To control the training process, it is possible to set the parameters epochs, lr, batch-size, regularization-scale, decay-steps, decay-rate, and hard-training. The full-precision-filename argument is the directory where the full-precision model will be stored. A working example for the DeepCaps architecture with CIFAR10 dataset is the following:

--epochs 300 --lr 0.001 --batch-size 100 --regularization-scale 0.005 --decay-steps 6000 --decay-rate 0.96 --hard-training --full-precision-filename ./results/DeepCaps_cifar10.pt

The full precision model will be stored in the folder "./results/" named DeepCaps_cifar10.pt. The quantized model will be stored in the same folder and named DeepCaps_cifar10_quantized_xxx.pt, where xxx can stand for satisfied, memory or accuracy.
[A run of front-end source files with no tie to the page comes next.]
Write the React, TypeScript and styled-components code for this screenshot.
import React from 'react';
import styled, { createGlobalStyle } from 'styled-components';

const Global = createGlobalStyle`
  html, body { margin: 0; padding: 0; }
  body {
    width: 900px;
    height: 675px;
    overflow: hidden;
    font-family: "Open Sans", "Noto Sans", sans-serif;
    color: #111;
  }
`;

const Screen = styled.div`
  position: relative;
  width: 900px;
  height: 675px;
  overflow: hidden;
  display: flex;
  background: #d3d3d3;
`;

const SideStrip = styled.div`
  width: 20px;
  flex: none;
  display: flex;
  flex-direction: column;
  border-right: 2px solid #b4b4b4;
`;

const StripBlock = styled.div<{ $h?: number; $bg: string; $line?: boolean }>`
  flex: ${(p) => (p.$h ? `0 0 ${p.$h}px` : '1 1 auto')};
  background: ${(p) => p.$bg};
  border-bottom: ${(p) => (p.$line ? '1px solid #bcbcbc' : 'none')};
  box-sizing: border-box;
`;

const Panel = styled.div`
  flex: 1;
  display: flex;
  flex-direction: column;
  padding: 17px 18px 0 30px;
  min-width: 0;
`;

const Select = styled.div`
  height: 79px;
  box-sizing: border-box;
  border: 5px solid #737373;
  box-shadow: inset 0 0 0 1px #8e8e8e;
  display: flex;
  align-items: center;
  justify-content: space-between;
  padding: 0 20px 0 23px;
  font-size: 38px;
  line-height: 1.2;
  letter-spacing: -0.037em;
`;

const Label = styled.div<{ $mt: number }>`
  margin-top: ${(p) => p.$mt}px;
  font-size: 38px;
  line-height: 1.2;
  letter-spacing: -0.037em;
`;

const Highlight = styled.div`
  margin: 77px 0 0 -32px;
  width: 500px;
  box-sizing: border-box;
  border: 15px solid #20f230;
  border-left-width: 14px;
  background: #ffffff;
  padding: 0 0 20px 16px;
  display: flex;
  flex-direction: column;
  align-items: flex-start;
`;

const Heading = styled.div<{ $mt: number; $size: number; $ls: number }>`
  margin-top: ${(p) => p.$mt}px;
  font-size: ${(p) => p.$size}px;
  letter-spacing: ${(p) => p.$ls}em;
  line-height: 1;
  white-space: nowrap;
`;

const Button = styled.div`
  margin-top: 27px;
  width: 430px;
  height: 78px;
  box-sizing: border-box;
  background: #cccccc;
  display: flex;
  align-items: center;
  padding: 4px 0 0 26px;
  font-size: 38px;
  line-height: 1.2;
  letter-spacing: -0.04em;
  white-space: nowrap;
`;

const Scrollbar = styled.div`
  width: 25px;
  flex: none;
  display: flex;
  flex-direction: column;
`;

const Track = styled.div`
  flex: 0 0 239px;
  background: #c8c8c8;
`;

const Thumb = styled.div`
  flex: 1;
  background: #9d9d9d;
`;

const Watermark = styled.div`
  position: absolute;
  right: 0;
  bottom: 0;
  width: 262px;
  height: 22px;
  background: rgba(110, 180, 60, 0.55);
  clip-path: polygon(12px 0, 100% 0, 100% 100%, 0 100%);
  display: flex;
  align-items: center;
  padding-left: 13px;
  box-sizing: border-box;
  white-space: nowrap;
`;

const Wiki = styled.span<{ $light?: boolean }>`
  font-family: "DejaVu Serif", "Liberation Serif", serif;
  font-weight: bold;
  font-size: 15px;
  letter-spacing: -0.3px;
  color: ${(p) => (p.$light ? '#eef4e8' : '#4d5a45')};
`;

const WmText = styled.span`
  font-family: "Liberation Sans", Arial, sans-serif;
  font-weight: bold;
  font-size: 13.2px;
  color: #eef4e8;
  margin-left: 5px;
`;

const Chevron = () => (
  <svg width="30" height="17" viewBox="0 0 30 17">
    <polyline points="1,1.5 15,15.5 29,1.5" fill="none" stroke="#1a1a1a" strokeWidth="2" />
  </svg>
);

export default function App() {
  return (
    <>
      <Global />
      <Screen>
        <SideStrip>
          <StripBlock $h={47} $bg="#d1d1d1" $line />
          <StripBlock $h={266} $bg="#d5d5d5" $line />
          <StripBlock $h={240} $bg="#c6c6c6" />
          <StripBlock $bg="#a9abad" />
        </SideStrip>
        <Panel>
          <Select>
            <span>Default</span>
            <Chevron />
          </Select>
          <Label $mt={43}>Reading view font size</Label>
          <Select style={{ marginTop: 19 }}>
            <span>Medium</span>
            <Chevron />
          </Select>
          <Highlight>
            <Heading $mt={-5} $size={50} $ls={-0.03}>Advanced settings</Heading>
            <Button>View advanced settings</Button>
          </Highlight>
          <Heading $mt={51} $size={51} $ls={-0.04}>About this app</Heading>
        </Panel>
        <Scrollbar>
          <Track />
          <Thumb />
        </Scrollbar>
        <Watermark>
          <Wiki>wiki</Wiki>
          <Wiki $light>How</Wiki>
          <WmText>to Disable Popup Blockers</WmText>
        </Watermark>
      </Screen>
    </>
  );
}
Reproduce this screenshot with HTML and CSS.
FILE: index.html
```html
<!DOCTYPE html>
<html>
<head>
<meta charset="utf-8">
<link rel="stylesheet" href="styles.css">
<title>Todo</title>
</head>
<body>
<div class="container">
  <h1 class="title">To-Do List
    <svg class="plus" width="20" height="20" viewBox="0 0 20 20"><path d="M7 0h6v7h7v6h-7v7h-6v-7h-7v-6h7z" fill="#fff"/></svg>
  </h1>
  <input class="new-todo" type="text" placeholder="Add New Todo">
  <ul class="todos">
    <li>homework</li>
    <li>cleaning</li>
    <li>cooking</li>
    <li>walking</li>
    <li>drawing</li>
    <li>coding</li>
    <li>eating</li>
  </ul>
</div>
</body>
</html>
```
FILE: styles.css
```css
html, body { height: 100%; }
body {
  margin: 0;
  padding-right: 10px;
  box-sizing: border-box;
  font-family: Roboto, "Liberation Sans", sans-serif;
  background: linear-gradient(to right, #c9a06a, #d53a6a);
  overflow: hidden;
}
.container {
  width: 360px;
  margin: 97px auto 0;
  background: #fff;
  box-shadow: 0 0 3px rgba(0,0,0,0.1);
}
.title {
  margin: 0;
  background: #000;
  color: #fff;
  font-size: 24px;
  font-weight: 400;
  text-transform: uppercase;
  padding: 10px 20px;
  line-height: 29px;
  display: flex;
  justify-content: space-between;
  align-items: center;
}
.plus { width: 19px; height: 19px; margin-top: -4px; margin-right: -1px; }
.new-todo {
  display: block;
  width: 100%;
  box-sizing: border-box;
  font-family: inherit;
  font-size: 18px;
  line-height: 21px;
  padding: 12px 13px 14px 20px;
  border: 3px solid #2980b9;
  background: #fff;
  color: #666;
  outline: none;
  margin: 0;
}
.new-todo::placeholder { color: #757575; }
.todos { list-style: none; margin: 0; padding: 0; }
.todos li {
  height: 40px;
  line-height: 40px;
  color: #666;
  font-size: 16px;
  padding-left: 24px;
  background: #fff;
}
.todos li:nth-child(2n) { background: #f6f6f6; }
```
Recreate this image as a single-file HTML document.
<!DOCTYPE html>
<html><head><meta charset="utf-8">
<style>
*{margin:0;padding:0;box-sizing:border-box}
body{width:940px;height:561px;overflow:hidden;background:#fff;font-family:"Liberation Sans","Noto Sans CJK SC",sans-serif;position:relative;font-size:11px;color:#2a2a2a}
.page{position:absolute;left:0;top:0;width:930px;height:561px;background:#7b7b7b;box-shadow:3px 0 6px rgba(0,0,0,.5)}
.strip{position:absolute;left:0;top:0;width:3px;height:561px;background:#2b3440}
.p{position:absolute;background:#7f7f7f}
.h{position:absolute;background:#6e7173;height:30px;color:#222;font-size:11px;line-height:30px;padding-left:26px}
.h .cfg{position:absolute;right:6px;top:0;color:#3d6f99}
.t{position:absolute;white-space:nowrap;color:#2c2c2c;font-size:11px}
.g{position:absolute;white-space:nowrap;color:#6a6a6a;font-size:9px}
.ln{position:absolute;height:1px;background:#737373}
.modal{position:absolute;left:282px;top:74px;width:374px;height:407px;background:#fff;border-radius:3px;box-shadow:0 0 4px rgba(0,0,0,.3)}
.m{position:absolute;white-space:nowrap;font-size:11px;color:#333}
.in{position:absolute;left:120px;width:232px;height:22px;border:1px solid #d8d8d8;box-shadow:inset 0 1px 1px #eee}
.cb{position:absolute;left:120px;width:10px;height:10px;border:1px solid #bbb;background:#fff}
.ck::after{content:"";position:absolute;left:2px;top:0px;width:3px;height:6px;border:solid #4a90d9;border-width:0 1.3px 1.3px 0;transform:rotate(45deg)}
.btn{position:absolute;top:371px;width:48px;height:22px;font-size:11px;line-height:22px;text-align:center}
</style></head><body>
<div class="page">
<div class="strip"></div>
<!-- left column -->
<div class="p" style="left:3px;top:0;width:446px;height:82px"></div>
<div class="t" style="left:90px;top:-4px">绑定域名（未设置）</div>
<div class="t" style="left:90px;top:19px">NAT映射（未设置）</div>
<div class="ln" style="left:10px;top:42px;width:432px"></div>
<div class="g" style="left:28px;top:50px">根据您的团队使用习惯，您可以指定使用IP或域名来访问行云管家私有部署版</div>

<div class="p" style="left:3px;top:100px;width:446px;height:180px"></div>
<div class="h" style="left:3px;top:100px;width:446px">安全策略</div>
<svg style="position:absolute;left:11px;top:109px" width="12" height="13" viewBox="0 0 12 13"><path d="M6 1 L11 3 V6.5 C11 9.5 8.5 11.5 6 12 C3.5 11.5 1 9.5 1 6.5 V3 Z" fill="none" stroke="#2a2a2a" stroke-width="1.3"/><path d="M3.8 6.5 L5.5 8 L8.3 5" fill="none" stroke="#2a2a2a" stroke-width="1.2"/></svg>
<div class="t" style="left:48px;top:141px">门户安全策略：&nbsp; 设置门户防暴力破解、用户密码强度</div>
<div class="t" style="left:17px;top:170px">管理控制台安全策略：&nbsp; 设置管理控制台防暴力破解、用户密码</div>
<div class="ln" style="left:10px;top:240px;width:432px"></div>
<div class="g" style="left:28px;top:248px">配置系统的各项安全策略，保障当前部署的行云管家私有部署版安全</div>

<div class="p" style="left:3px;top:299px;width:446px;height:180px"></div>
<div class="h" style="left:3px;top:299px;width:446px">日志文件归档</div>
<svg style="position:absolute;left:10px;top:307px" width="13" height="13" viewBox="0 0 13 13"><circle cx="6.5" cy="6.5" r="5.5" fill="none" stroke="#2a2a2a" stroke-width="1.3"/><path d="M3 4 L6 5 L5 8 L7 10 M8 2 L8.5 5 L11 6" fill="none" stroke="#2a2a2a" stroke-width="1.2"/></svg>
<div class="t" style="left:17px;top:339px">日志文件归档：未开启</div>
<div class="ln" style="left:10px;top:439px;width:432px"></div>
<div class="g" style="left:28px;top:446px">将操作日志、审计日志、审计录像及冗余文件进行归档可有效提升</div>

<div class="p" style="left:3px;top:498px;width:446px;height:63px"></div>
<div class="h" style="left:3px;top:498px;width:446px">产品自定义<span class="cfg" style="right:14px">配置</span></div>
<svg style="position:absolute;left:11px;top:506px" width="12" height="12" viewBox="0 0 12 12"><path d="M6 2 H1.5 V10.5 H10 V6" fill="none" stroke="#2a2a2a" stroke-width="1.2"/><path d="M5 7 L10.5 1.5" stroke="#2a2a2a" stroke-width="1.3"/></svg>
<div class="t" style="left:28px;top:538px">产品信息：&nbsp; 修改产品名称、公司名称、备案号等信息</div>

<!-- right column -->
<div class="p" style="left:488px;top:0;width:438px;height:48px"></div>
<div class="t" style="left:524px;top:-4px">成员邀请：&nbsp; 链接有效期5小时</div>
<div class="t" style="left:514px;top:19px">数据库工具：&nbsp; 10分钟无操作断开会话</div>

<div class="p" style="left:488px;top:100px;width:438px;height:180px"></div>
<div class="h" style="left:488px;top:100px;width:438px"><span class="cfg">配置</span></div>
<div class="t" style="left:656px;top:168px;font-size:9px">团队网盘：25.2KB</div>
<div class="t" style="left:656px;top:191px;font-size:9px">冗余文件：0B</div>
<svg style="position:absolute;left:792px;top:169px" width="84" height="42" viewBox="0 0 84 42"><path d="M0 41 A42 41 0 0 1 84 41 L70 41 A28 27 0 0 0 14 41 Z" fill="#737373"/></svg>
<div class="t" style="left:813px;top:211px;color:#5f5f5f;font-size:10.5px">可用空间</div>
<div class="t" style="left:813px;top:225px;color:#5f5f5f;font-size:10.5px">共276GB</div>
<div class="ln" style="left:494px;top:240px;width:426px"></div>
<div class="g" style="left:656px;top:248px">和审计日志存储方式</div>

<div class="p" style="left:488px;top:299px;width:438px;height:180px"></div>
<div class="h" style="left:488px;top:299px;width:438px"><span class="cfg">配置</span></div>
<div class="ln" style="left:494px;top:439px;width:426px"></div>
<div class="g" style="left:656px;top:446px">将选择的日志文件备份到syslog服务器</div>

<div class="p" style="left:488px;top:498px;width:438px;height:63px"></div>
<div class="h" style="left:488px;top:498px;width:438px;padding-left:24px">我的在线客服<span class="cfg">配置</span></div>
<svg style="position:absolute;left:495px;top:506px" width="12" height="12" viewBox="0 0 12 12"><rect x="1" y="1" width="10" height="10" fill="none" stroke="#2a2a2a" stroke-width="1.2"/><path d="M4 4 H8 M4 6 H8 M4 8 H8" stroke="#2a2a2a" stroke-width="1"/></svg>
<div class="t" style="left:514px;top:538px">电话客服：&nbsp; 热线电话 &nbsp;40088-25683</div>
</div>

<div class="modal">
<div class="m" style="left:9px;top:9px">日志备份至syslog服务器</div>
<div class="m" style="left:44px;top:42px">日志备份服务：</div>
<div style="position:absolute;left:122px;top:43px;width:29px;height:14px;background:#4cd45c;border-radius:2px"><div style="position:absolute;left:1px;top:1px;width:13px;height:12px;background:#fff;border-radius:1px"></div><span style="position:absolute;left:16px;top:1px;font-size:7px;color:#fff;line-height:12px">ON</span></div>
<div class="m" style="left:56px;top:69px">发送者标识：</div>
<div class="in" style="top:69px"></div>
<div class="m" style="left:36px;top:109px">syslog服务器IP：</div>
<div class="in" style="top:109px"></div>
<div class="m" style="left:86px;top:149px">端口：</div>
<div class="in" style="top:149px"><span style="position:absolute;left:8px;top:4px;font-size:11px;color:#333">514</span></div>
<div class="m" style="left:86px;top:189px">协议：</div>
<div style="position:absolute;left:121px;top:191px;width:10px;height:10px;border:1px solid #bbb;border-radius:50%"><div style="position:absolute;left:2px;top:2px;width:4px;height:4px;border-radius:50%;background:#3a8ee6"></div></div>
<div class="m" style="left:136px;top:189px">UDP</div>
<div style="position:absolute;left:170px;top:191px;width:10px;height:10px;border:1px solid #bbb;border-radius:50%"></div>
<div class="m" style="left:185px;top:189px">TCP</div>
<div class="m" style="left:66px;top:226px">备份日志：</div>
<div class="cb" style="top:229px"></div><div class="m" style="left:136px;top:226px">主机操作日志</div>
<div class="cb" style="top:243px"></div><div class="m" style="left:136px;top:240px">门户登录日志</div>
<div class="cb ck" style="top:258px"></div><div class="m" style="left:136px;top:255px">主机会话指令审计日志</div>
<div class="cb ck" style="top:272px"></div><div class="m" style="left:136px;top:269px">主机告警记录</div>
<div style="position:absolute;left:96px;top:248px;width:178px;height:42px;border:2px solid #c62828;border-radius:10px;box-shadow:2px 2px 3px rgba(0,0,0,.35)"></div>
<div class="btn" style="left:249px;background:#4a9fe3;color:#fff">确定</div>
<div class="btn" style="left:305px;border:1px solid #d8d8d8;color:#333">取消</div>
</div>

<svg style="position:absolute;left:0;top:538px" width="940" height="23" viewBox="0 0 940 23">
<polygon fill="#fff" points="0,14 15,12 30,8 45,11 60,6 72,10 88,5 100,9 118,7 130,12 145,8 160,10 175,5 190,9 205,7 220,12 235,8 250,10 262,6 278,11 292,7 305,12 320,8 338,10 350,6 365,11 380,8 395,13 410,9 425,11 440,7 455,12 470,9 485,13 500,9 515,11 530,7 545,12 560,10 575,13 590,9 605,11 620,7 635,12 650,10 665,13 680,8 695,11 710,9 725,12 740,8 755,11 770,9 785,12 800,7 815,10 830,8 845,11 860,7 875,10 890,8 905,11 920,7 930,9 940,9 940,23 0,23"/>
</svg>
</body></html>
To run the Q-CapsNets framework with 0.2% accuracy tolerance, 1MB memory budget and stochastic rounding it is necessary to used the arguments:

--accuracy-tolerance 0.2 --memory-budget 1 --quantization_method stochastic_rounding

The supported quantization methods are round_to_nearest, stochastic_rounding, logarithmic, and truncation.

MIT

[1] Marchisio, A., Bussolino, B., Colucci, A., Martina, M., Masera, G., & Shafique, M. (2020). Q-CapsNets: A Specialized Framework for Quantizing Capsule Networks. 2020 57th ACM/IEEE Design Automation Conference (DAC).

[2] Sabour, S., Frosst, N., & Hinton, G.E. (2017). Dynamic Routing Between Capsules. ArXiv, abs/1710.09829.

[3] Rajasegaran, J., Jayasundara, V., Jayasekara, S., Jayasekara, H., Seneviratne, S., & Rodrigo, R. (2019). DeepCaps: Going Deeper With Capsule Networks. 2019 IEEE/CVF Conference on Computer Vision and Pattern Recognition (CVPR), 10717-10725.